Normally, exceptions can be handled in the controller level, and more elegantly in custom exception mappers. In a sense this follows the same narrative of reasoning about exceptions in a separate channel rather than the unified perspective.

In the approach described by this article it is required to converge both channels to a HTTP response; Spring’s ResponseEntity, or jaxrs’s Response, whatever framework is used. The fold operation is ideal for such a thing, allowing for:

protected final Function<UserNotPresentError, ResponseEntity<?>> userFacadeErrorHandler =
userNotPresentError -> ResponseEntity.status(HttpStatus.UNAUTHORIZED).build();
protected final Function<Either<ItemsError, ?>, ResponseEntity> resultHandler = serviceResult -> serviceResult.fold(
itemsError -> handleItemsError(itemsError),
successValue -> Match(successValue).of(
Case($(), () -> ResponseEntity.ok(successValue).build())
)
);
protected ResponseEntity handleItemsError(ItemsError itemsError) {
return Match(itemsError).of(
Case($(instanceOf(DbError.class)), (e) -> ResponseEntity.status(HttpStatus.INTERNAL_SERVER_ERROR).body(e.reason)),
Case($(instanceOf(ItemsProcessingError.class)), (e) -> ResponseEntity.status(HttpStatus.INTERNAL_SERVER_ERROR).body(e.reason)),
);
}
@GetMapping("/some-items-endpoing")
ResponseEntity controllerMethod() {
authenticatedItemsFacade.itemsFn().fold(userFacadeErrorHandler, resultHandler);
}

Conclusion

This article explored a different approach of handling errors applied in the context of a web application. Choosing this way of thinking about managing errors in a program bypasses the exception model that the language offers. In return, we get to reason about successful execution and errors in a unified manner and implicitly get expressive function signatures.
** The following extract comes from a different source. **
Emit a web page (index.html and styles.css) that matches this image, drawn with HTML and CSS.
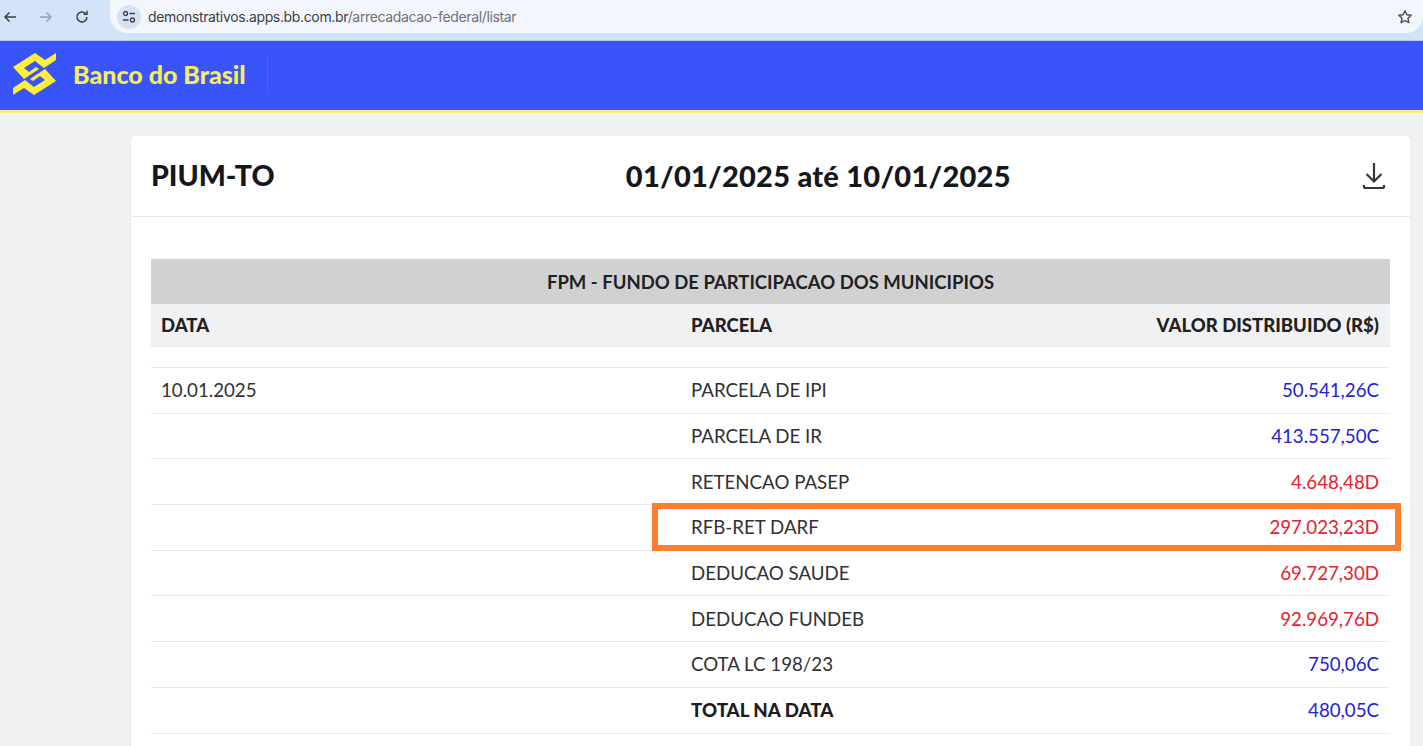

One thing to take into consideration is that most of the heavy lifting is done by the vavr library. Unfortunately, Java doesn’t yet offer these constructs. More importantly, if thinking of trying this approach in a project, have the team onboard first. It will be hard to read code in a larger application that uses exceptions as well. At the end of the day productivity is the most important factor in a project.